■ Requirements
Below is some material; set it all down exactly, apart from the pictures.

— BEGIN —

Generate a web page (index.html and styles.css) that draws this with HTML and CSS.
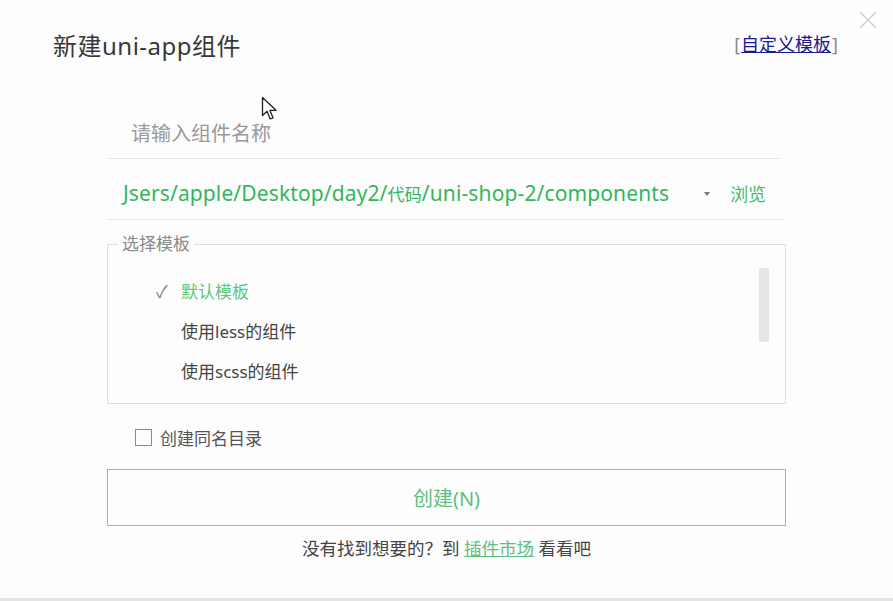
FILE: index.html
```html
<!DOCTYPE html>
<html lang="zh-CN">
<head>
<meta charset="utf-8">
<title>新建uni-app组件</title>
<link rel="stylesheet" href="styles.css">
</head>
<body>
<div class="window">
  <button class="close" aria-label="关闭">
    <svg width="18" height="18" viewBox="0 0 18 18"><path d="M1 1 L17 17 M17 1 L1 17" stroke="#cfcfcf" stroke-width="1.3" fill="none"/></svg>
  </button>
  <header class="header">
    <h1 class="title">新建uni-app组件</h1>
    <span class="custom"><span class="bracket">[</span><a href="#" class="custom-link">自定义模板</a><span class="bracket">]</span></span>
  </header>
  <main class="form">
    <div class="name-row">
      <span class="placeholder">请输入组件名称</span>
    </div>
    <div class="path-row">
      <span class="path">Jsers/apple/Desktop/day2/<span class="cjk">代码</span>/uni-shop-2/components</span>
      <span class="caret"></span>
      <span class="browse">浏览</span>
    </div>
    <fieldset class="templates">
      <legend class="legend">选择模板</legend>
      <div class="templates-body">
        <ul class="list">
          <li class="item selected"><span class="check">✓</span>默认模板</li>
          <li class="item"><span class="check"></span>使用less的组件</li>
          <li class="item"><span class="check"></span>使用scss的组件</li>
        </ul>
        <div class="scrollbar"><div class="thumb"></div></div>
      </div>
    </fieldset>
    <label class="checkbox-row"><span class="box"></span>创建同名目录</label>
    <button class="create">创建(N)</button>
    <p class="hint">没有找到想要的？到 <a href="#" class="market">插件市场</a> 看看吧</p>
  </main>
  <svg class="cursor" width="18" height="26" viewBox="0 0 18 26"><path d="M1.5 1.5 L1.5 19.5 L6 15.3 L9.2 23 L12 21.8 L8.9 14.3 L15 14.3 Z" fill="#fff" stroke="#222" stroke-width="1.3" stroke-linejoin="round"/></svg>
</div>
</body>
</html>
```
FILE: styles.css
```css
* { box-sizing: border-box; }
html, body { margin: 0; padding: 0; }
body {
  background: #fdfdfd;
  font-family: "Noto Sans", "Noto Sans CJK SC", sans-serif;
  color: #444;
}
.window {
  position: relative;
  width: 893px;
  height: 601px;
  border-bottom: 3px solid #e3e3e3;
  overflow: hidden;
}
.close {
  position: absolute;
  left: 859px;
  top: 11px;
  width: 18px;
  height: 18px;
  padding: 0;
  border: 0;
  background: none;
}
.close svg { display: block; }
.cursor {
  position: absolute;
  left: 261px;
  top: 96px;
}
.header {
  display: flex;
  justify-content: space-between;
  align-items: center;
  padding: 29px 55px 0 53px;
  height: 62px;
}
.title {
  margin: 0;
  font-weight: normal;
  font-size: 24px;
  line-height: 34px;
  color: #383838;
  letter-spacing: 0.5px;
}
.custom {
  font-size: 18px;
  line-height: 26px;
  margin-top: -4px;
}
.bracket { color: #888; }
.custom-link {
  color: #1a1a8f;
  text-decoration: underline;
  padding: 0 1px;
}
.form {
  margin-left: 107px;
  width: 679px;
}
.name-row {
  margin-top: 48px;
  width: 673px;
  height: 49px;
  line-height: 48px;
  padding-left: 24px;
  border-bottom: 1px solid #e8e8e8;
}
.placeholder {
  font-size: 20px;
  color: #9a9a9a;
}
.path-row {
  display: flex;
  align-items: center;
  height: 61px;
  padding: 10px 0 0 16px;
  width: 678px;
  border-bottom: 1px solid #e8e8e8;
}
.path {
  font-size: 21px;
  color: #33b55c;
  white-space: nowrap;
  line-height: 50px;
  letter-spacing: 0.12px;
}
.path .cjk { font-size: 17px; }
.caret {
  margin-left: 35px;
  width: 0;
  height: 0;
  border-left: 3px solid transparent;
  border-right: 3px solid transparent;
  border-top: 4px solid #777;
}
.browse {
  margin-left: 20px;
  font-size: 18px;
  color: #4cbb6b;
  line-height: 50px;
}
.templates {
  margin: 14px 0 0 0;
  padding: 0;
  height: 170px;
  border: 1px solid #dedede;
}
.legend {
  margin-left: 10px;
  padding: 0 4px;
  font-size: 17px;
  line-height: 20px;
  color: #8a8a8a;
}
.templates-body {
  display: flex;
}
.list {
  flex: 1;
  list-style: none;
  margin: 16px 0 0 0;
  padding: 0 0 0 48px;
}
.item {
  display: flex;
  align-items: center;
  height: 40px;
  font-size: 17px;
  color: #444;
}
.item.selected { color: #5bc77f; }
.check {
  width: 25px;
  font-size: 17px;
  color: #5f8a6e;
}
.scrollbar {
  width: 10px;
  margin: 14px 16px 0 0;
}
.thumb {
  height: 74px;
  background: #e6e6e6;
}
.checkbox-row {
  display: flex;
  align-items: center;
  margin-top: 13px;
  height: 40px;
  padding-left: 28px;
  font-size: 17px;
  color: #555;
}
.box {
  width: 17px;
  height: 17px;
  border: 1px solid #8a8a8a;
  margin-right: 8px;
}
.create {
  display: block;
  width: 679px;
  height: 57px;
  margin-top: 12px;
  border: 1px solid #7fcc9a;
  background: #fefefe;
  font-family: inherit;
  font-size: 20px;
  color: #5cc07f;
}
.hint {
  margin: 11px 0 0 0;
  text-align: center;
  font-size: 17.5px;
  line-height: 22px;
  color: #444;
}
.market {
  color: #5cc07f;
  text-decoration: underline;
}
```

— END —

■ The output
Generate a web page (index.html and styles.css) that draws this with HTML and CSS.
FILE: index.html
```html
<!DOCTYPE html>
<html lang="zh-CN">
<head>
<meta charset="utf-8">
<title>新建uni-app组件</title>
<link rel="stylesheet" href="styles.css">
</head>
<body>
<div class="window">
  <button class="close" aria-label="关闭">
    <svg width="18" height="18" viewBox="0 0 18 18"><path d="M1 1 L17 17 M17 1 L1 17" stroke="#cfcfcf" stroke-width="1.3" fill="none"/></svg>
  </button>
  <header class="header">
    <h1 class="title">新建uni-app组件</h1>
    <span class="custom"><span class="bracket">[</span><a href="#" class="custom-link">自定义模板</a><span class="bracket">]</span></span>
  </header>
  <main class="form">
    <div class="name-row">
      <span class="placeholder">请输入组件名称</span>
    </div>
    <div class="path-row">
      <span class="path">Jsers/apple/Desktop/day2/<span class="cjk">代码</span>/uni-shop-2/components</span>
      <span class="caret"></span>
      <span class="browse">浏览</span>
    </div>
    <fieldset class="templates">
      <legend class="legend">选择模板</legend>
      <div class="templates-body">
        <ul class="list">
          <li class="item selected"><span class="check">✓</span>默认模板</li>
          <li class="item"><span class="check"></span>使用less的组件</li>
          <li class="item"><span class="check"></span>使用scss的组件</li>
        </ul>
        <div class="scrollbar"><div class="thumb"></div></div>
      </div>
    </fieldset>
    <label class="checkbox-row"><span class="box"></span>创建同名目录</label>
    <button class="create">创建(N)</button>
    <p class="hint">没有找到想要的？到 <a href="#" class="market">插件市场</a> 看看吧</p>
  </main>
  <svg class="cursor" width="18" height="26" viewBox="0 0 18 26"><path d="M1.5 1.5 L1.5 19.5 L6 15.3 L9.2 23 L12 21.8 L8.9 14.3 L15 14.3 Z" fill="#fff" stroke="#222" stroke-width="1.3" stroke-linejoin="round"/></svg>
</div>
</body>
</html>
```
FILE: styles.css
```css
* { box-sizing: border-box; }
html, body { margin: 0; padding: 0; }
body {
  background: #fdfdfd;
  font-family: "Noto Sans", "Noto Sans CJK SC", sans-serif;
  color: #444;
}
.window {
  position: relative;
  width: 893px;
  height: 601px;
  border-bottom: 3px solid #e3e3e3;
  overflow: hidden;
}
.close {
  position: absolute;
  left: 859px;
  top: 11px;
  width: 18px;
  height: 18px;
  padding: 0;
  border: 0;
  background: none;
}
.close svg { display: block; }
.cursor {
  position: absolute;
  left: 261px;
  top: 96px;
}
.header {
  display: flex;
  justify-content: space-between;
  align-items: center;
  padding: 29px 55px 0 53px;
  height: 62px;
}
.title {
  margin: 0;
  font-weight: normal;
  font-size: 24px;
  line-height: 34px;
  color: #383838;
  letter-spacing: 0.5px;
}
.custom {
  font-size: 18px;
  line-height: 26px;
  margin-top: -4px;
}
.bracket { color: #888; }
.custom-link {
  color: #1a1a8f;
  text-decoration: underline;
  padding: 0 1px;
}
.form {
  margin-left: 107px;
  width: 679px;
}
.name-row {
  margin-top: 48px;
  width: 673px;
  height: 49px;
  line-height: 48px;
  padding-left: 24px;
  border-bottom: 1px solid #e8e8e8;
}
.placeholder {
  font-size: 20px;
  color: #9a9a9a;
}
.path-row {
  display: flex;
  align-items: center;
  height: 61px;
  padding: 10px 0 0 16px;
  width: 678px;
  border-bottom: 1px solid #e8e8e8;
}
.path {
  font-size: 21px;
  color: #33b55c;
  white-space: nowrap;
  line-height: 50px;
  letter-spacing: 0.12px;
}
.path .cjk { font-size: 17px; }
.caret {
  margin-left: 35px;
  width: 0;
  height: 0;
  border-left: 3px solid transparent;
  border-right: 3px solid transparent;
  border-top: 4px solid #777;
}
.browse {
  margin-left: 20px;
  font-size: 18px;
  color: #4cbb6b;
  line-height: 50px;
}
.templates {
  margin: 14px 0 0 0;
  padding: 0;
  height: 170px;
  border: 1px solid #dedede;
}
.legend {
  margin-left: 10px;
  padding: 0 4px;
  font-size: 17px;
  line-height: 20px;
  color: #8a8a8a;
}
.templates-body {
  display: flex;
}
.list {
  flex: 1;
  list-style: none;
  margin: 16px 0 0 0;
  padding: 0 0 0 48px;
}
.item {
  display: flex;
  align-items: center;
  height: 40px;
  font-size: 17px;
  color: #444;
}
.item.selected { color: #5bc77f; }
.check {
  width: 25px;
  font-size: 17px;
  color: #5f8a6e;
}
.scrollbar {
  width: 10px;
  margin: 14px 16px 0 0;
}
.thumb {
  height: 74px;
  background: #e6e6e6;
}
.checkbox-row {
  display: flex;
  align-items: center;
  margin-top: 13px;
  height: 40px;
  padding-left: 28px;
  font-size: 17px;
  color: #555;
}
.box {
  width: 17px;
  height: 17px;
  border: 1px solid #8a8a8a;
  margin-right: 8px;
}
.create {
  display: block;
  width: 679px;
  height: 57px;
  margin-top: 12px;
  border: 1px solid #7fcc9a;
  background: #fefefe;
  font-family: inherit;
  font-size: 20px;
  color: #5cc07f;
}
.hint {
  margin: 11px 0 0 0;
  text-align: center;
  font-size: 17.5px;
  line-height: 22px;
  color: #444;
}
.market {
  color: #5cc07f;
  text-decoration: underline;
}
```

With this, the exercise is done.